Establishing a Blameless Single Source of Truth

During a high-stakes incident, confusion and conflicting information can quickly lead to finger-pointing. Who did what? When did the service go down? What was the last change made?

Rootly solves this by automatically creating a complete, chronological timeline of the entire incident. It captures every action, alert, and conversation from integrated tools like Slack, creating an objective and unchangeable record. This data-driven timeline shifts the conversation from "who did it" to "what happened and when." It provides a single source of truth that removes ambiguity and lays the groundwork for a blameless investigation.

Facilitating Open and Accessible Communication

Keeping everyone informed—from on-call engineers to executive leadership—is a major challenge during an incident. Responders are often too busy to provide constant updates, and stakeholders may be hesitant to interrupt them with questions.

Rootly centralizes all incident-related communication, making it easy for anyone to get up to speed without derailing the core response team. By providing a clear, accessible platform for updates and context, Rootly empowers all team members to stay informed and contribute where they can, without the fear of asking a "dumb question" or distracting those at the heart of the resolution effort.

Shifting the Culture from Blame to Continuous Learning

Rootly’s impact extends beyond the incident itself. The platform is instrumental in supporting the post-incident process, turning stressful events into valuable learning opportunities that strengthen the team and its culture.

What Cultural Shifts Occur When Teams Adopt Rootly?

When teams adopt Rootly, they often experience a significant cultural transformation from a reactive, blame-focused mindset to a proactive, learning-oriented one. SRE itself is often seen as a catalyst for positive cultural change in engineering organizations [4]. Rootly accelerates this shift in several key ways:

  • From Fear to Collaboration: With transparent, automated processes, teams feel safer to share information and collaborate openly. The tool handles the process, so people can focus on the problem.
  • From Anecdotes to Data: Post-incident discussions are no longer based on hazy memories or subjective opinions. Instead, they are grounded in the objective data automatically captured in Rootly’s timeline.
  • From Toil to Improvement: Rootly automates the creation of postmortem reports and helps track follow-up tasks. This frees teams from administrative burdens, allowing them to spend more time on making meaningful system improvements.

Driving Blamelessness with Actionable Follow-ups

A truly blameless culture isn't just about not pointing fingers; it's about a commitment to preventing future incidents. This is where turning learnings into action is critical.

With Rootly, teams can easily create and manage Action Items, which are divided into immediate Tasks and post-incident Follow-ups. By assigning owners and due dates to these items directly within the platform, teams ensure that valuable insights from a postmortem are converted into concrete, trackable work. This demonstrates a genuine commitment to improvement, reinforcing that the goal is to make the system better, not to blame individuals.

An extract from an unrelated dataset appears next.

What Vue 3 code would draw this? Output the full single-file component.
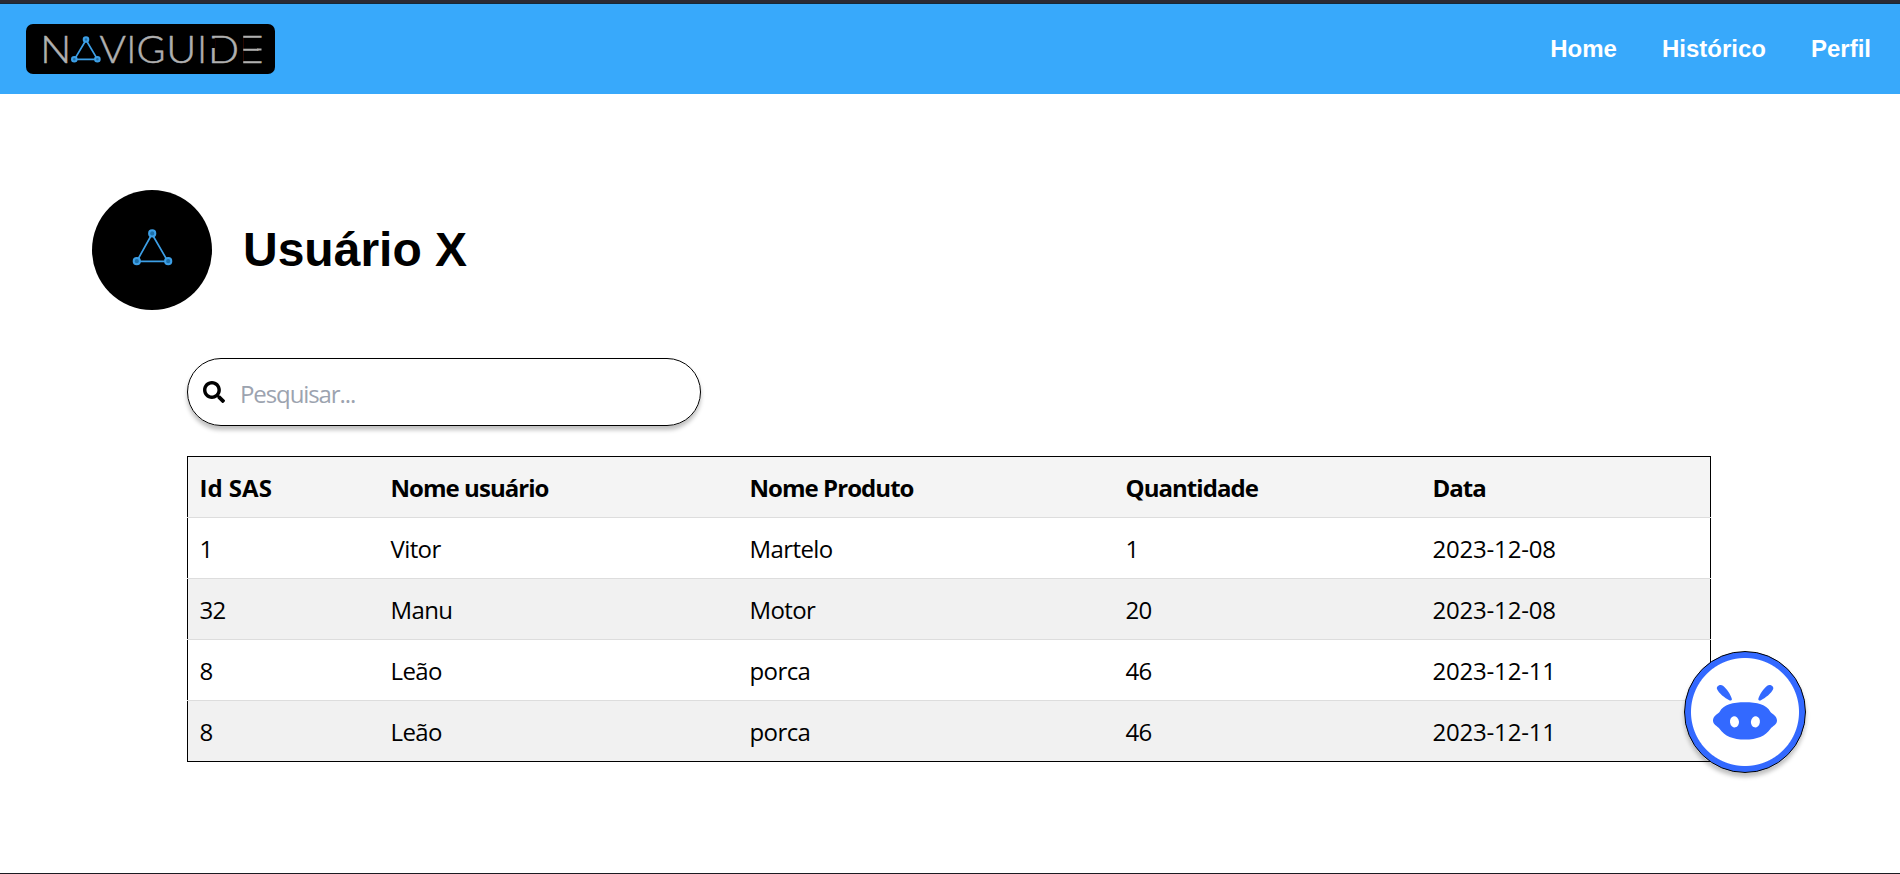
<script setup>
const links = ['Home', 'Histórico', 'Perfil']
const columns = [
  { label: 'Id SAS', cls: 'c-id' },
  { label: 'Nome usuário', cls: 'c-user' },
  { label: 'Nome Produto', cls: 'c-product' },
  { label: 'Quantidade', cls: 'c-qty' },
  { label: 'Data', cls: 'c-date' }
]
const rows = [
  ['1', 'Vitor', 'Martelo', '1', '2023-12-08'],
  ['32', 'Manu', 'Motor', '20', '2023-12-08'],
  ['8', 'Leão', 'porca', '46', '2023-12-11'],
  ['8', 'Leão', 'porca', '46', '2023-12-11']
]
</script>

<template>
  <div class="page">
    <header class="topbar">
      <svg class="logo" width="249" height="50" viewBox="0 0 249 50">
        <g class="logo-text">
          <text x="14.3" y="38.9" textLength="31" lengthAdjust="spacingAndGlyphs">N</text>
          <text x="73.600" y="38.9" textLength="26.500" lengthAdjust="spacingAndGlyphs">V</text>
          <text x="100.500" y="38.9">I</text>
          <text x="110.500" y="38.9" textLength="29" lengthAdjust="spacingAndGlyphs">G</text>
          <text x="140.200" y="38.9" textLength="30" lengthAdjust="spacingAndGlyphs">U</text>
          <text x="171.300" y="38.9">I</text>
          <text x="182" y="38.9" textLength="31" lengthAdjust="spacingAndGlyphs">D</text>
          <text x="208.700" y="38.9" textLength="29" lengthAdjust="spacingAndGlyphs">E</text>
        </g>
        <rect x="184" y="14.500" width="5" height="9.500" />
        <rect x="213" y="11" width="4.200" height="29" />
        <rect class="bar" x="231" y="24.500" width="4.500" height="2" />
        <g class="mark">
          <path d="M60 16 48.500 35.300H71.500Z" />
          <circle cx="60" cy="15.500" r="2.300" />
          <circle cx="48.300" cy="35.200" r="2.300" />
          <circle cx="71.400" cy="35.200" r="2.300" />
        </g>
      </svg>
      <nav class="nav">
        <a v-for="l in links" :key="l">{{ l }}</a>
      </nav>
    </header>

    <section class="profile">
      <svg class="avatar" width="120" height="120" viewBox="0 0 120 120">
        <circle cx="60" cy="60" r="60" />
        <g class="mark">
          <path d="M60 44 44.800 71.300H75.800Z" />
          <circle cx="60.200" cy="43.400" r="3.100" />
          <circle cx="44.800" cy="71.200" r="3.100" />
          <circle cx="76.200" cy="71.200" r="3.100" />
        </g>
      </svg>
      <h1>Usuário X</h1>
    </section>

    <main class="content">
      <div class="search">
        <svg width="22" height="22" viewBox="0 0 512 512">
          <path d="M505 442.700 405.300 343c-4.500-4.500-10.600-7-17-7H372c27.600-35.300 44-79.700 44-128C416 93.100 322.900 0 208 0S0 93.100 0 208s93.100 208 208 208c48.300 0 92.700-16.400 128-44v16.300c0 6.400 2.500 12.500 7 17l99.700 99.700c9.400 9.400 24.600 9.400 33.900 0l28.300-28.300c9.400-9.400 9.400-24.600.1-34zM208 336c-70.700 0-128-57.200-128-128 0-70.700 57.200-128 128-128 70.700 0 128 57.200 128 128 0 70.700-57.200 128-128 128z" />
        </svg>
        <input type="text" placeholder="Pesquisar..." />
      </div>

      <table>
        <colgroup>
          <col v-for="c in columns" :key="c.cls" :class="c.cls" />
        </colgroup>
        <thead>
          <tr>
            <th v-for="c in columns" :key="c.cls" :class="c.cls + '-head'">{{ c.label }}</th>
          </tr>
        </thead>
        <tbody>
          <tr v-for="(r, i) in rows" :key="i">
            <td v-for="(v, j) in r" :key="j" :class="columns[j].cls + '-cell'">{{ v }}</td>
          </tr>
        </tbody>
      </table>
    </main>

    <button class="bot" aria-label="Chat">
      <svg width="108" height="108" viewBox="0 0 108 108">
        <path d="M54 44.200C66 44.200 75.500 46 79.500 54C81 55.900 86 58 86 62.500C86 67 81.500 68 79.500 70.700C74.500 78 66 81.500 54 81.500C42 81.500 33.500 78 28.500 70.700C26.500 68 22 67 22 62.500C22 58 27 55.900 28.500 54C32.500 46 42 44.200 54 44.200Z" />
        <path d="M26 31C25 28 29.500 25.600 32 27.700C35.700 30.500 39.600 36.500 40.900 41C41.200 42.300 39.500 42.900 38.300 42.200C34 40 27.600 35.300 26 31Z" />
        <path d="M82.200 31C83.200 28 78.700 25.600 76.200 27.700C72.500 30.500 68.600 36.500 67.300 41C67 42.300 68.700 42.900 69.900 42.200C74.200 40 80.600 35.300 82.200 31Z" />
        <ellipse class="eye" cx="43.500" cy="63.800" rx="4.500" ry="5.600" transform="rotate(-8 43.500 63.800)" />
        <ellipse class="eye" cx="64.400" cy="63.800" rx="4.500" ry="5.600" transform="rotate(8 64.400 63.800)" />
      </svg>
    </button>
  </div>
</template>

<style>
body {
  margin: 0;
  background: #fff;
}
</style>

<style scoped>
.page {
  position: relative;
  box-sizing: border-box;
  height: 874px;
  overflow: hidden;
  border-top: 3px solid #2b2a33;
  border-bottom: 1px solid #1c1b22;
  background: #fff;
  color: #000;
  font-family: "Open Sans", "Noto Sans", sans-serif;
}
.topbar {
  box-sizing: border-box;
  height: 91px;
  border-top: 1px solid #15293a;
  background: #38a9fb;
  display: flex;
  justify-content: space-between;
  align-items: flex-start;
  padding: 20px 29px 0 26px;
}
.logo {
  display: block;
  background: #000;
  border-radius: 7px;
}
.logo-text {
  font-family: Lato, sans-serif;
  font-size: 37px;
  font-weight: 300;
  fill: #b0b0b0;
  stroke: #b0b0b0;
  stroke-width: 0.5;
}
.bar {
  fill: #b0b0b0;
}
.mark {
  fill: none;
  stroke: #3d9fe6;
  stroke-width: 1.7;
}
.mark circle {
  fill: #1d70aa;
  stroke-width: 2;
}
.nav {
  display: flex;
  gap: 45px;
  padding-top: 11px;
  font: bold 24px/28px "Liberation Sans", Arial, sans-serif;
  color: #fff;
}
.profile {
  display: flex;
  align-items: center;
  gap: 31px;
  margin: 96px 0 0 92px;
}
.avatar {
  display: block;
}
h1 {
  margin: 0;
  font: bold 48px/58px "Liberation Sans", Arial, sans-serif;
}
.content {
  margin: 48px 0 0 187px;
  width: 1524px;
}
.search {
  box-sizing: border-box;
  width: 514px;
  height: 68px;
  border: 1px solid #000;
  border-radius: 34px;
  box-shadow: 0 4px 4px rgba(0, 0, 0, 0.25);
  display: flex;
  align-items: center;
  padding-left: 15px;
  gap: 15px;
}
.search input {
  border: 0;
  outline: 0;
  padding: 3px 0 0;
  width: 400px;
  background: transparent;
  font: 24px/32px "Open Sans", "Noto Sans", sans-serif;
  letter-spacing: -1.1px;
}
.search input::placeholder {
  color: #9ca3af;
  opacity: 1;
}
table {
  width: 1524px;
  margin-top: 30px;
  table-layout: fixed;
  border-collapse: collapse;
  border: 1px solid #000;
  font-size: 24px;
  line-height: 36px;
}
.c-id { width: 191px; }
.c-user { width: 359px; }
.c-product { width: 376px; }
.c-qty { width: 307px; }
th,
td {
  height: 60px;
  padding: 2px 0 0 12px;
  box-sizing: border-box;
  text-align: left;
  letter-spacing: -0.6px;
}
th {
  letter-spacing: -0.95px;
}
th.c-id-head {
  letter-spacing: 0;
}
td.c-date-cell {
  letter-spacing: -0.2px;
}
.c-id-head,
.c-id-cell {
  padding-left: 11.5px;
}
tr {
  height: 61px;
}
thead tr {
  background: #f4f4f4;
}
tbody tr {
  border-top: 1px solid #ddd;
}
tbody tr:nth-child(even) {
  background: #f1f1f1;
}
.bot {
  position: absolute;
  left: 1684px;
  top: 648px;
  box-sizing: border-box;
  width: 122px;
  height: 122px;
  border: 1px solid #000;
  border-radius: 50%;
  padding: 0;
  background: radial-gradient(circle, #fff 53.500px, #3369ff 54.500px);
  box-shadow: 0 4px 4px rgba(0, 0, 0, 0.25);
  display: flex;
  align-items: center;
  justify-content: center;
  fill: #3369ff;
}
.eye {
  fill: #fff;
}
</style>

Empowering Leadership with Data-Driven Insights

Psychological safety and data-driven tools don't just benefit engineers; they also empower leaders to manage reliability more effectively and communicate its business value.

How Can Rootly Assist Leaders in Developing Reliability Scorecards?

Rootly automatically captures the data needed to measure performance objectively. This allows leaders to answer the question, how can Rootly assist leaders in developing reliability scorecards? by using consistent Key Performance Indicators (KPIs) tracked within the platform. Instead of relying on subjective assessments, leaders can build scorecards based on hard data, helping them identify patterns at the system or team level rather than focusing on individual missteps.

What KPIs Do Reliability Leaders Track with Rootly?

So, what KPIs do reliability leaders track with Rootly? The platform provides a wealth of metrics that offer a clear view of an organization's reliability posture. Common examples include:

  • Incident Response Metrics: Mean Time to Acknowledge (MTTA) and Mean Time to Resolve (MTTR).
  • Incident Volume Metrics: The number of incidents categorized by severity levels, such as P1 for critical issues, P2 for high priority, and P3 for moderate impact. This helps identify which services are most fragile.
  • Post-Incident Metrics: The number of action items created versus completed, which measures the team's commitment to learning and improvement.

What’s the Business Impact of Rootly-Driven Reliability Improvements?

Ultimately, the goal is to improve business outcomes. So, what’s the business impact of Rootly-driven reliability improvements? By creating a psychologically safe and efficient SRE team, Rootly helps reduce MTTR and the frequency of incidents. This directly translates to less downtime, which has a massive financial impact.

Unplanned downtime costs the top 2,000 global companies an estimated $400 billion annually, or 9% of their profits [6], [7]. For the average firm, that's a loss of $49 million in revenue per year [8]. Organizations that adopt strong SRE practices can see a significant increase in uptime [1]. Beyond the balance sheet, the benefits include higher engineer morale, lower attrition, and more time for innovation.

Conclusion: Rootly as the Engine for Resilient and Empowered SRE Teams

Psychological safety isn't just a "nice-to-have"—it's a fundamental requirement for any organization serious about building and maintaining reliable systems. It's the bedrock upon which effective collaboration, rapid problem-solving, and continuous improvement are built.

Rootly is more than an incident management tool; it's a platform designed to cultivate a culture of blamelessness. By providing structure, automation, and data-driven insights, Rootly removes fear from the equation. It empowers SRE teams to work together effectively, learn from every incident, and focus on what they do best: building resilient services that drive the business forward.